======== COLLECTED DATA ========

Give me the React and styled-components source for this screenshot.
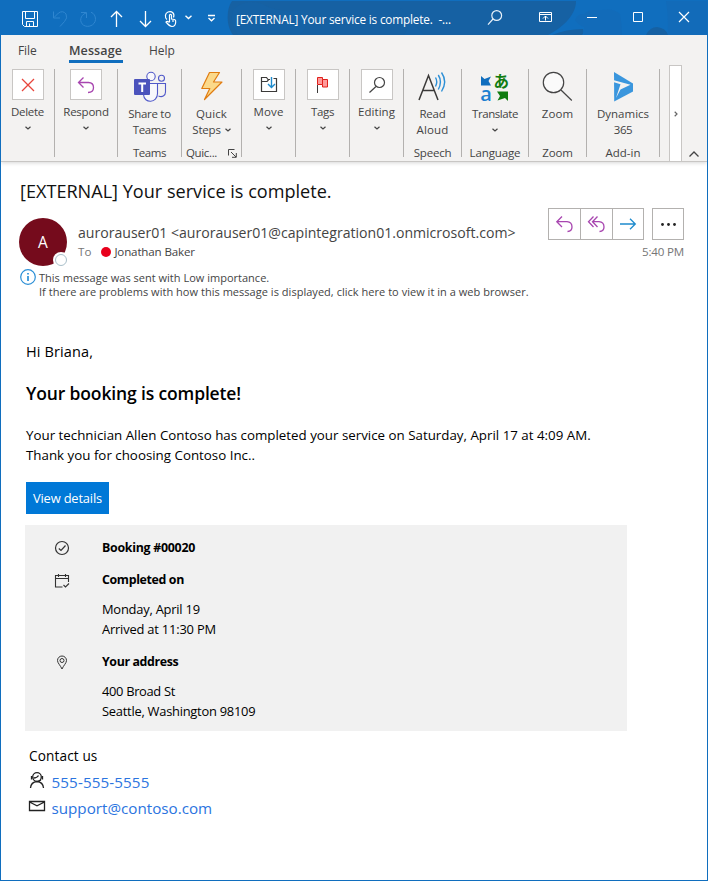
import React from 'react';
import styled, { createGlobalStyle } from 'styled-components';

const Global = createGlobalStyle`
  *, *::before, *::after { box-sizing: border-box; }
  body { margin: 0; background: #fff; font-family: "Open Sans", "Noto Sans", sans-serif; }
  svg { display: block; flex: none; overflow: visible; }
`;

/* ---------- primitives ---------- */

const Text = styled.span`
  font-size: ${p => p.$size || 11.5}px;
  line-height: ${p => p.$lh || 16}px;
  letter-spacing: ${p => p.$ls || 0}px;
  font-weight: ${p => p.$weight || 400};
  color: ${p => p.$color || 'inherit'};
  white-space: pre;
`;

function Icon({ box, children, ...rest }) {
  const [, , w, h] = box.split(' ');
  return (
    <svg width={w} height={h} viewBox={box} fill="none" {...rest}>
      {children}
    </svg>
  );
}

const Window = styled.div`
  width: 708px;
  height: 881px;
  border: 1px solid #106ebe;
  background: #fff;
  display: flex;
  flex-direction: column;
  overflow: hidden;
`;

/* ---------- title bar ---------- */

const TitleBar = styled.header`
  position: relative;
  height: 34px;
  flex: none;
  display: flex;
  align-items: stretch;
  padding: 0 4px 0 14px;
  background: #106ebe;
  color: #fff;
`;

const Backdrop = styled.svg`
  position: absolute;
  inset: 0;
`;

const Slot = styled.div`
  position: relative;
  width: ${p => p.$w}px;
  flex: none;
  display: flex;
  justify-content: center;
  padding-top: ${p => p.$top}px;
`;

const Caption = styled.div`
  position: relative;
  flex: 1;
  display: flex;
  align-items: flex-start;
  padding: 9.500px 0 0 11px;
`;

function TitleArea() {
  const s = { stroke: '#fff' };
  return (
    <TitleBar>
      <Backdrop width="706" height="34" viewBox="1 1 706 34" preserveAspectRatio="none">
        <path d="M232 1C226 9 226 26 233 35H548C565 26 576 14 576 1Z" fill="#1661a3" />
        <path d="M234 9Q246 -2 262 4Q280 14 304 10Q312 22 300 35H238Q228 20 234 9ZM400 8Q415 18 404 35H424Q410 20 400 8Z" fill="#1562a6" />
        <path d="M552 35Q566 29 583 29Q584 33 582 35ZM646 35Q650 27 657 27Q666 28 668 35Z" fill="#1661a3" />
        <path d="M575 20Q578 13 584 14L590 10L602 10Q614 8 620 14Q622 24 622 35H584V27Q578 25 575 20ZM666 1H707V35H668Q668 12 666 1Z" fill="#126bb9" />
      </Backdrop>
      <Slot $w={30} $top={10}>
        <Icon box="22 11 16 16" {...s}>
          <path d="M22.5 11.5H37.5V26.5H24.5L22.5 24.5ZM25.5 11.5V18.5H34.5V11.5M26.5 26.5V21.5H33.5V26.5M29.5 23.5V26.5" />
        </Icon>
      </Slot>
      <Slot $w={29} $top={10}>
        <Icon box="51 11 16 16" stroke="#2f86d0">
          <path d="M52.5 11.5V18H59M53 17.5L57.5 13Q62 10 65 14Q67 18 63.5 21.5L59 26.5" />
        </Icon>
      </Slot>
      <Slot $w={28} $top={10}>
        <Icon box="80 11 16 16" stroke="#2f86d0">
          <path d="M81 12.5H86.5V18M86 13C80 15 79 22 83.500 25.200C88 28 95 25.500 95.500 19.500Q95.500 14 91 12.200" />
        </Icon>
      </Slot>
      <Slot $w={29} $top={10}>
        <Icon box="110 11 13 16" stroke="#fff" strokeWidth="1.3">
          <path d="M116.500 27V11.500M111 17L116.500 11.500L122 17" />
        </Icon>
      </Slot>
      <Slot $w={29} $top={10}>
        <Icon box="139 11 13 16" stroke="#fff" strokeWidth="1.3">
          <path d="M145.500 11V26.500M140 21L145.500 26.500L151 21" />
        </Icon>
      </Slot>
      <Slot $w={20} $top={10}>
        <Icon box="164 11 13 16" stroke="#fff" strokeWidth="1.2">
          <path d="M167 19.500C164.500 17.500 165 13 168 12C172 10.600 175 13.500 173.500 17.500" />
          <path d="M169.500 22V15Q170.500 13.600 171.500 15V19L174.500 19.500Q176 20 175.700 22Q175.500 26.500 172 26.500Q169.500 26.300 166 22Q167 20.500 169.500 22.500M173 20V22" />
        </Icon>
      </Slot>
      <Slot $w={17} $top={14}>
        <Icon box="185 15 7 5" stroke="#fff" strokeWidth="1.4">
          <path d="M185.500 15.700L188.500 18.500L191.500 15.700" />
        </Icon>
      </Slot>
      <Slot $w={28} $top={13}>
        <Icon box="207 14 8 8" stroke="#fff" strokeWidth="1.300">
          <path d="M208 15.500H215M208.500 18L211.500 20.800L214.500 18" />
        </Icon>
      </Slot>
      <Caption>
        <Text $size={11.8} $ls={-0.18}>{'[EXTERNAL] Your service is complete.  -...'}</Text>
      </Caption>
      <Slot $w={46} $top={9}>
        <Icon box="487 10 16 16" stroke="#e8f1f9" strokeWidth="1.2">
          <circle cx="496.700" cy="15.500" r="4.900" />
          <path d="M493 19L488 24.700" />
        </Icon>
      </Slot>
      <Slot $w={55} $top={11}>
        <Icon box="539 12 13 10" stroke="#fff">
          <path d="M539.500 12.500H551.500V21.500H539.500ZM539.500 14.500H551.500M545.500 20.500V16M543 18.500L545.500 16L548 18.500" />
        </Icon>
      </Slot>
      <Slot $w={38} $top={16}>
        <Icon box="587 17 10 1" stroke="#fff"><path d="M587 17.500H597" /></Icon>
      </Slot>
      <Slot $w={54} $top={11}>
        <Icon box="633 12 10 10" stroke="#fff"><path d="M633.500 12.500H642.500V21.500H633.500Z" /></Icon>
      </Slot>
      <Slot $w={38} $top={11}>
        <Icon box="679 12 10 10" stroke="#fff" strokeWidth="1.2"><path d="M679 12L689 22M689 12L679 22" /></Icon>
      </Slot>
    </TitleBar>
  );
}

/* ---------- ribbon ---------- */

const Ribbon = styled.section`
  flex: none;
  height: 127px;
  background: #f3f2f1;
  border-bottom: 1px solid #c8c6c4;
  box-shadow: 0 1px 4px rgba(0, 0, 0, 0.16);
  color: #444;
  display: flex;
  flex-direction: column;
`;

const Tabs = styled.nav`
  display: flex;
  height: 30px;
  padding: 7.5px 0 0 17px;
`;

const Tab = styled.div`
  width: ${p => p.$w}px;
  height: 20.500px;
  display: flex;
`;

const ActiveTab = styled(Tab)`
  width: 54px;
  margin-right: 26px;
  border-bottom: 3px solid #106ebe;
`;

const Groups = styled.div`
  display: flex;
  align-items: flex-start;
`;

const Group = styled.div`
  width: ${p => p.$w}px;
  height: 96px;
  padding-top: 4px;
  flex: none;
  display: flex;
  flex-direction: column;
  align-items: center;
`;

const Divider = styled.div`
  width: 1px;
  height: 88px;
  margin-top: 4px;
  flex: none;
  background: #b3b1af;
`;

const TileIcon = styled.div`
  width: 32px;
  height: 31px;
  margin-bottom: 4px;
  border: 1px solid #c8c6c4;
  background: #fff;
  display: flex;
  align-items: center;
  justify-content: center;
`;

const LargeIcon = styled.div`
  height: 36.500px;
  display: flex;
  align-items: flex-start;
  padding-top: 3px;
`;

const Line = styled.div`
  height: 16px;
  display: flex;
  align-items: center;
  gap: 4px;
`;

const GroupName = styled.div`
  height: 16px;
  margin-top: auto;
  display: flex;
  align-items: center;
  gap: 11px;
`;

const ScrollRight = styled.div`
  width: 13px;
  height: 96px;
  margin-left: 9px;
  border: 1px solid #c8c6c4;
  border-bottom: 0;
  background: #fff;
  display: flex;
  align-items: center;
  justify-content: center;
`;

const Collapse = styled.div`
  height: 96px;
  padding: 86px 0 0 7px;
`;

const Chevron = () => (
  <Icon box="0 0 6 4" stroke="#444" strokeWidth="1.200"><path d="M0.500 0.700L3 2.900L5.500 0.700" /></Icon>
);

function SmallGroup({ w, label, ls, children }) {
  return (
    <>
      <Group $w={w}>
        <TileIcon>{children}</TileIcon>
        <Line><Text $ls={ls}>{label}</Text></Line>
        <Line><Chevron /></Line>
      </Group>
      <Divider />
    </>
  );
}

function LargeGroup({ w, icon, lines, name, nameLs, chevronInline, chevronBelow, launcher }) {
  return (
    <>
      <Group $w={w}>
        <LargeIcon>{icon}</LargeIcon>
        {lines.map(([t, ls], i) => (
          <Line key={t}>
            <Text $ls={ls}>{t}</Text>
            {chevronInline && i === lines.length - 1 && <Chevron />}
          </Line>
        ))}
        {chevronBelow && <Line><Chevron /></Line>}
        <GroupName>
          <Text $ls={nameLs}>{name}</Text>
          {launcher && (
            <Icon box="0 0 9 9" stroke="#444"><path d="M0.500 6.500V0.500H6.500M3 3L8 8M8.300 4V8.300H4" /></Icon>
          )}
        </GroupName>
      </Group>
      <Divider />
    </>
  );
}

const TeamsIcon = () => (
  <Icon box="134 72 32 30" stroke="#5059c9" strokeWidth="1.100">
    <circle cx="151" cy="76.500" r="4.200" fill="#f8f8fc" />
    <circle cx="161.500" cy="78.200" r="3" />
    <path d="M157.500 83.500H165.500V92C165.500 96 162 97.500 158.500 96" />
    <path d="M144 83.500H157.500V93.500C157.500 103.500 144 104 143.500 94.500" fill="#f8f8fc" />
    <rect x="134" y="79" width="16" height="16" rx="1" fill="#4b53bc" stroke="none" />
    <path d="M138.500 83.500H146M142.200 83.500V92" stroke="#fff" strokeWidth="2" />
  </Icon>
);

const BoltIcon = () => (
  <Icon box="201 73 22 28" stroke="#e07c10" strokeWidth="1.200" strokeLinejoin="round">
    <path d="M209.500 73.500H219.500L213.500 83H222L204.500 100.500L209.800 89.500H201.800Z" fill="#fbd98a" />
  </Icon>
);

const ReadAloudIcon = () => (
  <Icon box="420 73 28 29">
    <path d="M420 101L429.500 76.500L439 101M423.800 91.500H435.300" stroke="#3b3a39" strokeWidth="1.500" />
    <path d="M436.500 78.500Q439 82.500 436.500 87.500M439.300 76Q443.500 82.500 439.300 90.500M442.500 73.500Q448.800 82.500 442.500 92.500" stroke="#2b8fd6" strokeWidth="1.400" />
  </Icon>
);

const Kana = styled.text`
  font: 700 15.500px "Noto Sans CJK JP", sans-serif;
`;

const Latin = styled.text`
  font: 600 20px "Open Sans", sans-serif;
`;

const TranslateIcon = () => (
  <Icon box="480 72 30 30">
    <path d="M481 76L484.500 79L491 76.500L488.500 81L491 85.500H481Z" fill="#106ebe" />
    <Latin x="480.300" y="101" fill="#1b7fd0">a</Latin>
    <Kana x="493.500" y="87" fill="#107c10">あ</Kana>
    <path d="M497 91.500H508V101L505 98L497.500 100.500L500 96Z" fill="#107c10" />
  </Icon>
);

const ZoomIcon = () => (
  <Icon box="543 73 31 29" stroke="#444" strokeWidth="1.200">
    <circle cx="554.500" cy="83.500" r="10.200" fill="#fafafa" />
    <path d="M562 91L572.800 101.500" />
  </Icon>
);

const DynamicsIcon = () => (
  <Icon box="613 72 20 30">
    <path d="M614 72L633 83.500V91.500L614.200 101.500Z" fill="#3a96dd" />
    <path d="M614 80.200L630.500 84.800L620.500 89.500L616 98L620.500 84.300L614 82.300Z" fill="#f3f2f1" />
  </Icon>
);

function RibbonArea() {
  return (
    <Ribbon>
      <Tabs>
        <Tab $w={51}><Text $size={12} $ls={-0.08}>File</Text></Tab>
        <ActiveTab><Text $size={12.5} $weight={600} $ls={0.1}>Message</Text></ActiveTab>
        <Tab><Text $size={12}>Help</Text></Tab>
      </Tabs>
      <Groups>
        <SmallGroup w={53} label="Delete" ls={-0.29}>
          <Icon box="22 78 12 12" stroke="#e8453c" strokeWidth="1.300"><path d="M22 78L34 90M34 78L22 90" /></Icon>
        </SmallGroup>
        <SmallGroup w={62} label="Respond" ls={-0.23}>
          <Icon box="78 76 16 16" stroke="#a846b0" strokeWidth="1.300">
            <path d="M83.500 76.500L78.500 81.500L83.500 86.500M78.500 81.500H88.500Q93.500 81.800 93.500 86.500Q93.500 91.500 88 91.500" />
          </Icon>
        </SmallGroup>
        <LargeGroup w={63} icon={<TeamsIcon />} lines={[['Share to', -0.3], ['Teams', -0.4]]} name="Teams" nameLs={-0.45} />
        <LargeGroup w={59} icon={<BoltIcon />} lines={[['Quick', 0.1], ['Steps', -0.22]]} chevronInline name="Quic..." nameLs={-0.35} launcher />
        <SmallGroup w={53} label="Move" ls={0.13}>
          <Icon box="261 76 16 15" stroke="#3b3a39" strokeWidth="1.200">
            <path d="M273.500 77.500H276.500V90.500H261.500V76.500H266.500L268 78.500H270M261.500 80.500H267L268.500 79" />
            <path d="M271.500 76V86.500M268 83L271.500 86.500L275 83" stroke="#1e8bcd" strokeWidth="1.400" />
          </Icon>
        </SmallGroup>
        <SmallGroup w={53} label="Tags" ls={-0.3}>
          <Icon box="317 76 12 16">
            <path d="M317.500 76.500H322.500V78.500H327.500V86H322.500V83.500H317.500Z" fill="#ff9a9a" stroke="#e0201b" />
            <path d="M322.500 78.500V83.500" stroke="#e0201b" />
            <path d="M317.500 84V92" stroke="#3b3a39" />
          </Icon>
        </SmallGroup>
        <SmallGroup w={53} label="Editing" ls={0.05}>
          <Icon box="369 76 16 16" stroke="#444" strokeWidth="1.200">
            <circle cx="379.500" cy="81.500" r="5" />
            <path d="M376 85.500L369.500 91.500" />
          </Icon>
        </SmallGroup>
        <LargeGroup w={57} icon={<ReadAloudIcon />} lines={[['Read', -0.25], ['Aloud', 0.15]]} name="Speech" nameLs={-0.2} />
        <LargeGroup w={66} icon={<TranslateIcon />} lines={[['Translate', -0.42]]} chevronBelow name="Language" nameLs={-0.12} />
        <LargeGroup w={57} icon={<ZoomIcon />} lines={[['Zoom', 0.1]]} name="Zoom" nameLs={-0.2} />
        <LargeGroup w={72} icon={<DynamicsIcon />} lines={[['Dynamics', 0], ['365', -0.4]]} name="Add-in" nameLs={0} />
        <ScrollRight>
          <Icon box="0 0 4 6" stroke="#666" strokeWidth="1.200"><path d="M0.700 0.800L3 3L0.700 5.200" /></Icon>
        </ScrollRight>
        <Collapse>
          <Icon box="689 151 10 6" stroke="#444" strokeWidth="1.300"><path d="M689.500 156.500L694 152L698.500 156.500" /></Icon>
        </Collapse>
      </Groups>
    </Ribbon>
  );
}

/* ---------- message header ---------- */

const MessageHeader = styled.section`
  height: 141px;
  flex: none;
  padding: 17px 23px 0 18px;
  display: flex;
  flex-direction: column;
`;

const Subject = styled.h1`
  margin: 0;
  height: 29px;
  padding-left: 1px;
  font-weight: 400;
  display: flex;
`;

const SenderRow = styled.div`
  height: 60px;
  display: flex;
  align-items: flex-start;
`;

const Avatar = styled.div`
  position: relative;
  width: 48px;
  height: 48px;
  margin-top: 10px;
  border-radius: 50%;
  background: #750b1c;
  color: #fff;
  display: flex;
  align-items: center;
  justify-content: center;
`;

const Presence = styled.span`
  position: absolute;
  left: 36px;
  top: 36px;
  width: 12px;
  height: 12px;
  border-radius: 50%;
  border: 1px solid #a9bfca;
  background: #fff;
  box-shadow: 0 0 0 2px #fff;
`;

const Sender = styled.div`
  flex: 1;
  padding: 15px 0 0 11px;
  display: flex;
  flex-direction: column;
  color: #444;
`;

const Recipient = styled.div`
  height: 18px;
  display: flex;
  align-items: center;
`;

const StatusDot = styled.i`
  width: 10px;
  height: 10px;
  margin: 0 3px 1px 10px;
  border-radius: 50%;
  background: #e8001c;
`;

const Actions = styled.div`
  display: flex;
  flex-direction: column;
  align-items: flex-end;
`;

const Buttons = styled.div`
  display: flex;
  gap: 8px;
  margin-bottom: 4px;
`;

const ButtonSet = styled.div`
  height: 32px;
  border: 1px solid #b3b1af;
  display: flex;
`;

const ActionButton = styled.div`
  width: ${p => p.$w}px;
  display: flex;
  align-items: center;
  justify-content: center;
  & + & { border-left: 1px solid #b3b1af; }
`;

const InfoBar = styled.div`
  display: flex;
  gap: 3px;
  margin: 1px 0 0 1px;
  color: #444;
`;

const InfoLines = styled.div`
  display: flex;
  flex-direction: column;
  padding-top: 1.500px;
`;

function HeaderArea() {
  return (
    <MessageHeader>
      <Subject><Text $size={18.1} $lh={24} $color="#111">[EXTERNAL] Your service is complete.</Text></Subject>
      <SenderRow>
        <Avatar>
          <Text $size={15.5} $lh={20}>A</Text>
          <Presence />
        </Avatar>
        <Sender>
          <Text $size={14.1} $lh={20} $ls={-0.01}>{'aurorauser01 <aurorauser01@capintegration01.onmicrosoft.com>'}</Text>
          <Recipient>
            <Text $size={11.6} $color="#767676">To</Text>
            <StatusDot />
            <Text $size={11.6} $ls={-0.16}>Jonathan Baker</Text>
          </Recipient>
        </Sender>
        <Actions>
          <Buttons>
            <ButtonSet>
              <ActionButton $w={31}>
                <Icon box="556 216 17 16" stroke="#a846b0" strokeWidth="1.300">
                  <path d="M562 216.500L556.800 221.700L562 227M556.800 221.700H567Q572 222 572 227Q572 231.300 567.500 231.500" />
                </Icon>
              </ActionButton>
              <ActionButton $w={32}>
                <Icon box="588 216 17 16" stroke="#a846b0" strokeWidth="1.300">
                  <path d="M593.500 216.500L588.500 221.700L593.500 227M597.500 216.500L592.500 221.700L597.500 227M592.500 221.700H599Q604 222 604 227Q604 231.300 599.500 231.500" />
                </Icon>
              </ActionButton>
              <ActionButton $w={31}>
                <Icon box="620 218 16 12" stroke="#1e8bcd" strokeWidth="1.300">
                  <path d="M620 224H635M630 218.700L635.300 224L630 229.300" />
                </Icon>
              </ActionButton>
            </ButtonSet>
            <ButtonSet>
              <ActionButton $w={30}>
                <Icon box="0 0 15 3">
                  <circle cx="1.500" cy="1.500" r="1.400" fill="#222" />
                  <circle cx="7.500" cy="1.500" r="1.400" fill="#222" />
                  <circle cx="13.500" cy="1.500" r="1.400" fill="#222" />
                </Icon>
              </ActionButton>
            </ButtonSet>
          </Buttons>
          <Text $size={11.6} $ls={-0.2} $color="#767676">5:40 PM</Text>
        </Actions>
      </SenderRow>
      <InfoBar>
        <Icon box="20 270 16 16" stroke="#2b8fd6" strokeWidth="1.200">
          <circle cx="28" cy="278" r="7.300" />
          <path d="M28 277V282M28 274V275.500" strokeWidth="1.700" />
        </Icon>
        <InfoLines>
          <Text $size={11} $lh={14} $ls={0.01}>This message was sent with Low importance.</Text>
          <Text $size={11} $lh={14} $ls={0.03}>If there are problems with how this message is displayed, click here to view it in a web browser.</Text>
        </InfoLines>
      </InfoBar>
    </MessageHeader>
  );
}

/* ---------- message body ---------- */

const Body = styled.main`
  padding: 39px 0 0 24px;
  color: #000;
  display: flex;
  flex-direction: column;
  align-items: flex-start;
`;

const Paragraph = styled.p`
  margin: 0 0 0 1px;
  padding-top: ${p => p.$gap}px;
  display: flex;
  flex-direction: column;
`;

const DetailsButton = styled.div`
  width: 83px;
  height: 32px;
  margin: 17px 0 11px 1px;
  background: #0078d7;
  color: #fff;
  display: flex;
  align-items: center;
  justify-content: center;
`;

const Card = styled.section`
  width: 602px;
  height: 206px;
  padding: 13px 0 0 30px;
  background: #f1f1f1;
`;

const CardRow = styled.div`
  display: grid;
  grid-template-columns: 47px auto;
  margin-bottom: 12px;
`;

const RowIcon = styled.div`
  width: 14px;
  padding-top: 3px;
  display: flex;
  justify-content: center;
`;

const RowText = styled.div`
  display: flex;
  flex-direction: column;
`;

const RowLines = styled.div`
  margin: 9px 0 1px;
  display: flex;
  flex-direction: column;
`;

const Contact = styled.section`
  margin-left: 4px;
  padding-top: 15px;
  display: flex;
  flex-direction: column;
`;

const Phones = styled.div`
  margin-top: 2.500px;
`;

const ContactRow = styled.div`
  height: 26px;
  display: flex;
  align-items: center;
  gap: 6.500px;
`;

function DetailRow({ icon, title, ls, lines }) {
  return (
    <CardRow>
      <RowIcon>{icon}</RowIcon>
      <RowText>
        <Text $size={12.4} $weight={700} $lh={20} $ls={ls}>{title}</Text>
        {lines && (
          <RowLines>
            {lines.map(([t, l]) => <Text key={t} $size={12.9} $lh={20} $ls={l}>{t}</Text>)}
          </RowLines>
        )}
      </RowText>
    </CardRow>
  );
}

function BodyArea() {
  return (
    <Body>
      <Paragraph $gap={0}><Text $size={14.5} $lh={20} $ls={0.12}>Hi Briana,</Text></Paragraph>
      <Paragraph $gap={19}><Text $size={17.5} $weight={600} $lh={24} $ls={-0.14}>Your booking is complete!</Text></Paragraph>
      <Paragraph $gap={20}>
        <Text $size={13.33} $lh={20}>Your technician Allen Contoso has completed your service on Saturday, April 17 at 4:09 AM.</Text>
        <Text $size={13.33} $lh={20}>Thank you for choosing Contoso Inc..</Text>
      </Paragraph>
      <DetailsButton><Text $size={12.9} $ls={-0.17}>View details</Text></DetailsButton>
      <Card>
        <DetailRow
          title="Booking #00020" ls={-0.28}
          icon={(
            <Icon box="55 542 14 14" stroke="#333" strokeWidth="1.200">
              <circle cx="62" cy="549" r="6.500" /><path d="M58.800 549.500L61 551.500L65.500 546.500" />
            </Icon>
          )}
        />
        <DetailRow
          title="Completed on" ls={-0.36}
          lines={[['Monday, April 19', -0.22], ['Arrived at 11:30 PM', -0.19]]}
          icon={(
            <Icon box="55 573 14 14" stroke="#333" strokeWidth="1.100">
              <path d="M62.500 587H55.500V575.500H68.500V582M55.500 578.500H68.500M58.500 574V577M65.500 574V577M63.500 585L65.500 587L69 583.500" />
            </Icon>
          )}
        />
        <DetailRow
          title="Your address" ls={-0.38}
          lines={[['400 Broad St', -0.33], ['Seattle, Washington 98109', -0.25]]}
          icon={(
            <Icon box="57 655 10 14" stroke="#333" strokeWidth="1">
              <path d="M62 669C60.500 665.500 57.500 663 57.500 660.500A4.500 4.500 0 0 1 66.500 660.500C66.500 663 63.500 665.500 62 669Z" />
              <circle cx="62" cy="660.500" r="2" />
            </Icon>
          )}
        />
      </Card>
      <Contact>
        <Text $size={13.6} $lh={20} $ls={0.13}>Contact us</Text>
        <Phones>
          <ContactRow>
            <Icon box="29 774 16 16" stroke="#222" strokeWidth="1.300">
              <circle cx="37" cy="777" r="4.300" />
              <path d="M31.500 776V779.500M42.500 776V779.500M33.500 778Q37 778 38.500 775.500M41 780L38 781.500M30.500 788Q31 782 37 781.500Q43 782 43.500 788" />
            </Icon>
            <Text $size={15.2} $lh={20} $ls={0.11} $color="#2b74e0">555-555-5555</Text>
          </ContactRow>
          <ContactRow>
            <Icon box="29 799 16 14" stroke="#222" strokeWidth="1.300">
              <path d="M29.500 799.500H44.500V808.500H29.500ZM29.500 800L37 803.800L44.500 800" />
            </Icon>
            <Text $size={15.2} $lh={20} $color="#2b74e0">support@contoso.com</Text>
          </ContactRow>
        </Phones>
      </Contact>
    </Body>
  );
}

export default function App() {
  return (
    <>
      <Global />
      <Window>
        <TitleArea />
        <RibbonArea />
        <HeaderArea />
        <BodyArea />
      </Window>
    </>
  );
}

========

Isolate each line of the listing above that includes "components". Copy it.

Give me the React and styled-components source for this screenshot.
import styled, { createGlobalStyle } from 'styled-components';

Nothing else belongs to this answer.